A importância da regulamentação
Apenas 40 países têm algum tipo de regulamentação de lobby, de acordo com levantamento feito pela Abrig. Entre eles, estão os Estados Unidos, Chile e os países da União Europeia.
No ano de 1946, o lobby foi regulamentado pela primeira vez nos Estados Unidos e, a partir disso, os profissionais começaram a se registrar, o que facilitava o controle de possíveis atos ilícitos.
Após a regulamentação, o Congresso norte-americano aprovou duas outras leis sobre o tema: a Lobbying Disclosure Act, de 1995, que começou a obrigar as empresas de lobby a identificarem seus clientes e a divulgar seus gastos, e, em 2007, a lei intitulada “Honest Leadership and Open Government Act”, que tornou obrigatória a apresentação de relatórios identificando contribuições e gastos realizados pelos lobistas e proibiu que autoridades aceitassem benefícios ou presentes desses profissionais.
De acordo com um levantamento feito pela Center for Responsive Politics (CRP) em 2012, o lobby nos Estados Unidos movimenta cerca de US$ 3,3 bilhões, equivalente a R$ 6,6 bilhões. O estudo aponta também que, no mesmo ano, o país tinha 12,4 mil pessoas registradas como lobistas junto ao Congresso.
“Quando você proíbe uma atividade, a tendência é que ela seja feita de forma camuflada, o que facilita a corrupção. Acredito que a melhor forma seria que adotássemos uma legislação parecida com a dos Estados Unidos, no sentido de que esses escritórios de lobby teriam que se registrar”, trazendo mais transparência e controle para a atividade, afirma Cássio Casagrande, professor de Direito Constitucional e procurador do Ministério Público do Trabalho no Rio de Janeiro.

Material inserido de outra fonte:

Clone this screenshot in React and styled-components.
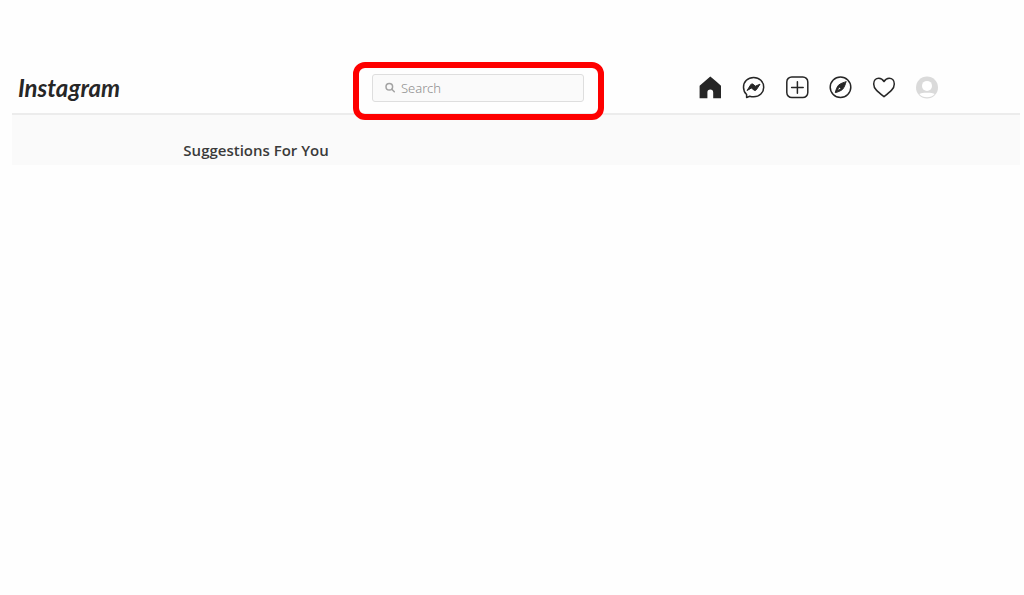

“É importante a regulamentação para trazer ‘enforcement da legislação’, que é garantir que a lei seja cumprida. Também é importante para combater a corrupção, mas para além disso, para organizar o setor, que hoje está extremamente pujante. Também, para que a gente tenha um curso profissionalizante, uma estrutura básica de carreira”, diz Venuto.
No Brasil, há uma discussão na Câmara dos Deputados, com o Projeto de Lei (PL) 1202, de 2007, de autoria do deputado federal Carlos Zarattini (PT-SP), que propõe a regulamentação da atividade de lobby. A proposta obriga profissionais da área a se cadastrarem, vedando a possibilidade de contratação pública de um lobista para atuar e influenciar decisões dentro do Poder público. Pelo projeto, eles também deverão encaminhar anualmente uma descrição de suas atividades, a natureza as matérias de seu interesse e todos os gastos relativos ao exercício. Desde 2019, o PL aguarda deliberação do Plenário da casa legislativa.